James Lasdun in his Woodstock home. Photo by Jennifer May.

James Lasdun packs a prodigious literary pedigree. The London-born author has published two acclaimed novels and three collections apiece of short stories and poems. Mary Gaitskill wrote of his first novel, “If you possess a spine, The Horned Man will set it aflame”; Seven Lies was long-listed for the 2006 Man Booker Prize. Lasdun’s story “The Siege” was filmed by Bernardo Bertolucci (as Besieged). He’s won numerous major awards, and he isn’t quite sure what he does for a living. “I don’t think of myself as a professional poet,” Lasdun demurs over coffee at new Woodstock eatery Oriole 9. “Right now, I’m trying to be a professional fiction writer.” Most would say he’s succeeded, but Lasdun seems to carry an unusually pernicious strain of self-doubt. Dark and lean, with intelligent eyes and a faintly mournful aspect, he resembles The Crying Game star Stephen Rea. When he laughs, which he does rather often, his face is transformed by an unfettered grin.

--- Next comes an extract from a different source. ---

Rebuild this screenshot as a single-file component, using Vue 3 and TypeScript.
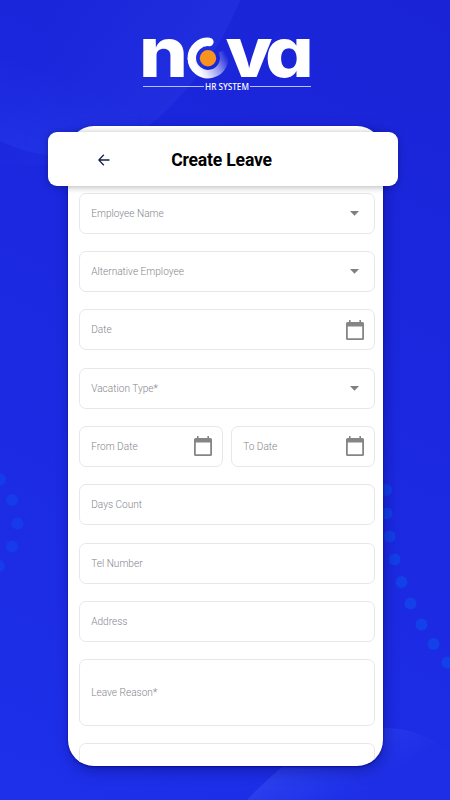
<script setup lang="ts">
type Icon = 'caret' | 'calendar' | 'none'
interface Field {
  label: string
  icon: Icon
  tall?: boolean
}

const rows: Field[][] = [
  [{ label: 'Employee Name', icon: 'caret' }],
  [{ label: 'Alternative Employee', icon: 'caret' }],
  [{ label: 'Date', icon: 'calendar' }],
  [{ label: 'Vacation Type*', icon: 'caret' }],
  [
    { label: 'From Date', icon: 'calendar' },
    { label: 'To Date', icon: 'calendar' },
  ],
  [{ label: 'Days Count', icon: 'none' }],
  [{ label: 'Tel Number', icon: 'none' }],
  [{ label: 'Address', icon: 'none' }],
  [{ label: 'Leave Reason*', icon: 'none', tall: true }],
  [{ label: '', icon: 'none' }],
]

const dots: [number, number][] = [
  [0, 479.5], [12, 500], [17.5, 523.5], [12, 546.5], [-1, 566],
  [386, 490], [386.5, 513.5], [389.5, 536.5], [394.5, 559.5], [401.5, 582],
  [410.5, 603.5], [421.5, 624.5], [433.5, 644], [447.5, 662.5],
]
</script>

<template>
  <main class="screen">
    <svg class="backdrop" viewBox="0 0 450 800" aria-hidden="true">
      <defs>
        <linearGradient id="arcTop" gradientUnits="userSpaceOnUse" x1="205" y1="70" x2="60" y2="0">
          <stop offset="0" stop-color="#4260ff" stop-opacity=".14" />
          <stop offset="1" stop-color="#4260ff" stop-opacity="0" />
        </linearGradient>
        <linearGradient id="arcLeft" gradientUnits="userSpaceOnUse" x1="20" y1="150" x2="50" y2="70">
          <stop offset="0" stop-color="#3658ff" stop-opacity=".17" />
          <stop offset="1" stop-color="#3658ff" stop-opacity="0" />
        </linearGradient>
        <linearGradient id="arcBottom" gradientUnits="userSpaceOnUse" x1="310" y1="735" x2="350" y2="800">
          <stop offset="0" stop-color="#5070ff" stop-opacity=".34" />
          <stop offset="1" stop-color="#4060ff" stop-opacity="0.02" />
        </linearGradient>
      </defs>
      <path d="M0 0H240C222 45 190 93 150 125L90 165H0Z" fill="url(#arcTop)" />
      <path d="M0 141Q22 152 48 155L130 160L160 0H0Z" fill="url(#arcLeft)" />
      <path d="M247 800C290 755 330 728 385 728C414 728 435 740 450 753V800Z" fill="url(#arcBottom)" />
      <circle v-for="([x, y], i) in dots" :key="i" :cx="x" :cy="y" r="6" :class="x < 100 ? 'dot-faint' : 'dot'" />
    </svg>

    <header class="brand">
      <svg class="logo" viewBox="0 0 170 44" role="img" aria-label="nova">
        <defs>
          <linearGradient id="swirl" gradientUnits="userSpaceOnUse" x1="54" y1="33" x2="83" y2="17">
            <stop offset="0" stop-color="#fff" />
            <stop offset=".2" stop-color="#fff" stop-opacity=".88" />
            <stop offset=".6" stop-color="#fff" stop-opacity=".5" />
            <stop offset="1" stop-color="#fff" stop-opacity="0" />
          </linearGradient>
        </defs>
        <text class="glyph" x="-4" y="40.2" textLength="49" lengthAdjust="spacingAndGlyphs">n</text>
        <path d="M48.8 21A16.2 16.2 0 1 0 79.5 13.7" fill="none" stroke="url(#swirl)" stroke-width="8.5" />
        <path d="M66.4 4.9A16.2 16.2 0 0 0 48.8 21" fill="none" stroke="#fff" stroke-width="8.5" stroke-linecap="round" />
        <circle cx="65" cy="21.2" r="8.2" fill="#f7931e" />
        <text class="glyph tight" y="40.2" transform="translate(82.4 0) scale(1.1 1)">va</text>
      </svg>
      <div class="tagline"><span>HR SYSTEM</span></div>
    </header>

    <section class="phone">
      <div class="titlebar">
        <svg class="back" viewBox="0 0 12 12"><path d="M11.5 6H.9M5.8 .8L.8 6L5.8 11.2" /></svg>
        <h1>Create Leave</h1>
      </div>
      <form class="form">
        <div v-for="(row, r) in rows" :key="r" class="row">
          <div v-for="field in row" :key="field.label" class="field" :class="{ tall: field.tall }">
            <span>{{ field.label }}</span>
            <svg v-if="field.icon === 'caret'" class="caret" viewBox="0 0 9 5"><path d="M0 0H9L4.5 4.7Z" /></svg>
            <svg v-else-if="field.icon === 'calendar'" class="calendar" viewBox="0 0 18 20">
              <path fill-rule="evenodd" d="M3 0H4.6V2H13.4V0H15V2H16.5A1.5 1.5 0 0 1 18 3.5V18.5A1.5 1.5 0 0 1 16.5 20H1.5A1.5 1.5 0 0 1 0 18.5V3.5A1.5 1.5 0 0 1 1.5 2H3ZM1.8 6.5V18.2H16.2V6.5Z" />
            </svg>
          </div>
        </div>
      </form>
    </section>
  </main>
</template>

<style>
body {
  margin: 0;
}
</style>

<style scoped>
.screen {
  position: relative;
  box-sizing: border-box;
  width: 450px;
  height: 800px;
  overflow: hidden;
  padding-top: 37px;
  background: linear-gradient(205deg, #1a24d6 0%, #1b28df 40%, #1e30ea 100%);
  font-family: Roboto, "Liberation Sans", sans-serif;
}
.backdrop {
  position: absolute;
  inset: 0;
  width: 450px;
  height: 800px;
}
.dot {
  fill: #0c55ec;
  fill-opacity: .52;
}
.dot-faint {
  fill: #0c55f4;
  fill-opacity: .38;
}
.brand {
  position: relative;
  width: 168px;
  height: 89px;
  margin-left: 143px;
}
.logo {
  display: block;
  width: 170px;
  height: 44px;
  overflow: visible;
}
.glyph {
  font-family: Inter, sans-serif;
  font-size: 69.5px;
  font-weight: 800;
  font-feature-settings: "cv11" 1;
  fill: #fff;
}
.tight {
  letter-spacing: -5.5px;
}
.tagline {
  display: flex;
  align-items: center;
  gap: 1px;
  height: 11px;
  color: #fff;
  font: 500 8.2px/11px "Noto Sans", sans-serif;
  white-space: nowrap;
}
.tagline::before,
.tagline::after {
  content: "";
  flex: 1;
  height: 1px;
  background: #b9c0f8;
}
.phone {
  position: relative;
  box-sizing: border-box;
  width: 315px;
  height: 640px;
  margin-left: 68px;
  padding-top: 6px;
  border-radius: 26px;
  background: #fff;
  box-shadow: 0 1px 2px #0a0f9a, 2px 5px 14px rgba(8, 12, 110, .45);
}
.titlebar {
  position: relative;
  z-index: 1;
  display: grid;
  grid-template-columns: 50px 1fr 50px;
  align-items: center;
  box-sizing: border-box;
  width: 350px;
  height: 54px;
  margin-left: -20px;
  padding: 0 50px;
  border-radius: 9px;
  background: #fff;
  box-shadow: 0 1px 7px rgba(0, 0, 0, .3);
}
.back {
  width: 12px;
  height: 12px;
  margin-top: 1px;
  fill: none;
  stroke: #15204c;
  stroke-width: 1.3;
}
h1 {
  margin: 0 3px 0 0;
  padding-top: 1px;
  color: #000;
  font-size: 17.6px;
  font-weight: 700;
  letter-spacing: -.2px;
  line-height: 20px;
  text-align: center;
  white-space: nowrap;
}
.form {
  display: flex;
  flex-direction: column;
  gap: 17.33px;
  box-sizing: border-box;
  height: 580px;
  padding: 6.6px 8px 0 11px;
  overflow: hidden;
  border-radius: 0 0 26px 26px;
}
.row {
  display: flex;
  flex: none;
  gap: 8px;
}
.field {
  display: flex;
  flex: 1;
  align-items: center;
  justify-content: space-between;
  box-sizing: border-box;
  height: 41px;
  padding: 0 10px 0 11.2px;
  border: 1px solid #e7e7ea;
  border-radius: 7px;
  color: #85858d;
  font-size: 10.1px;
  font-weight: 300;
  line-height: 14px;
}
.field span {
  padding-top: 1px;
}
.tall {
  height: 66.7px;
}
.caret {
  width: 9px;
  height: 5px;
  margin: 1px 5px 0 0;
  fill: #808080;
}
.calendar {
  width: 18px;
  height: 20px;
  margin: 0 .5px 0 0;
  fill: #858585;
}
</style>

The author wears a zippered gray pullover, blue jeans, and boots that would look right at home in the vegetable garden he tends on a hilltop in Shady. Though he emigrated two decades ago, he’s retained a mellifluous English accent—at least to American ears. “My mother thinks I sound American,” he comments with some satisfaction. Lasdun moved to New York in 1986, when editor Ted Solotaroff found teaching jobs for him at Columbia and Princeton. “I thought I’d stay one term, but the minute I arrived in New York City, I realized that I wanted to stay,” he asserts. The ’80s were “an exuberant time in New York. It was the Reagan era, a time of real extremes, and there was a feeling of life all around, in exciting, bizarre, and disturbing ways. I liked that.” He also liked being a foreigner. “I never felt English,” he says. “It became clearer, once I moved here, how alienated I already felt. It was a relief to formalize my outsider status.” His father, eminent architect Sir Denys Lasdun, always told his children they weren’t English. The Lasduns were nonpracticing Jews, descended from Russian and Eastern European immigrants, and young James was acutely aware that his family was different. “When I was growing up, England was very homogenous, very Church of England. There was always a pull between belonging and not belonging.”